Products can also be defined as new based on their methods of consumption. In this way, consumers classify new products based on the degree of learning that is involved. 

In continuous innovation consumers do not need to acquire any new methods of use in order to utilize the product. We see this in everyday products such as toothpaste where companies can add qualities such as whitening benefits or breath enhancers to the product without changing its terms of use.
Colgate toothpaste is still used in the same way, it just has added benefits to help increase its demand.

In dynamically continuous innovation consumers change minor habits of product use, while the product itself does not change. Products that have gone through dynamically continuous innovation oftentimes have undergone slight changes in their logo or in their packaging. The marketing strategy here is to exploit the benefits of the product through its use.
In sticking with the toothpaste example from continuous innovation; for years I had been using this specific flavor of Crest toothpaste which came a stand up bottle which I found convenient to place on the counter. One day I went to the store to buy more and I noticed it now came in a tube. At first I did not see the need to change its packaging- and was a little worried at how I'd store my toothpaste in its new container, but after using it I realized that the tube is a way more effective medium for toothpaste as consumers can "squeeze" more out of the product, while companies have a box that they can place additional marketing features on, a dynamically continuous innovation. 

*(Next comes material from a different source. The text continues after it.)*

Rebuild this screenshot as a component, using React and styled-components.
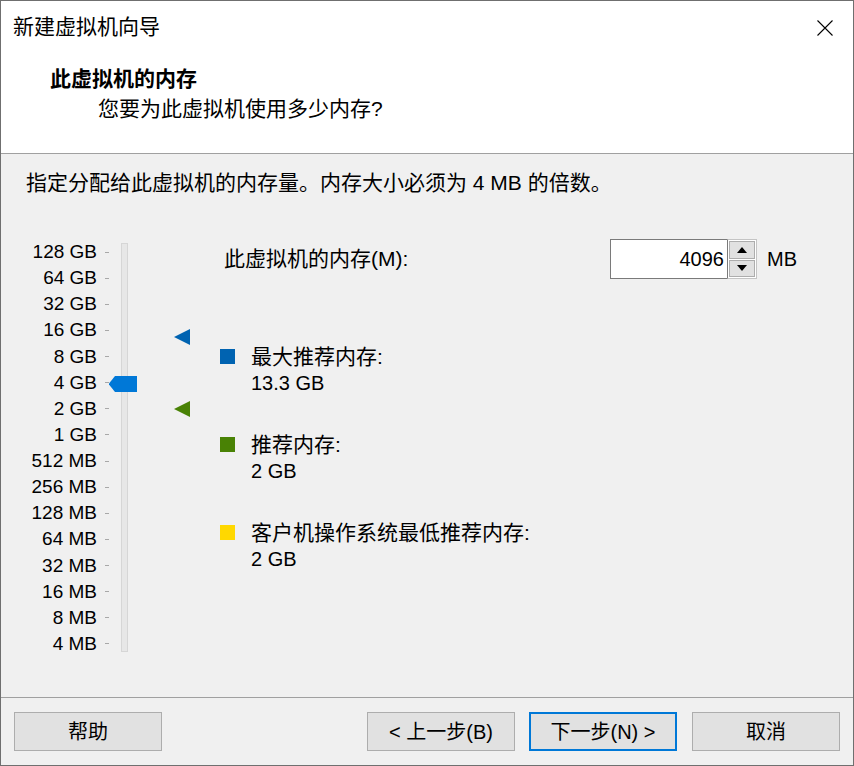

In discontinuous innovation consumers must learn completely new methods of using the product. If you've bought a computer that uses the Microsoft system anytime since October 26, 2012 you'll notice that the new Windows operating system, Windows 8, is now installed in that device. This system looks, and works entirely different than that of its predecessor, Windows 7. With this, consumers have to adapt to learning how to navigate through this new system.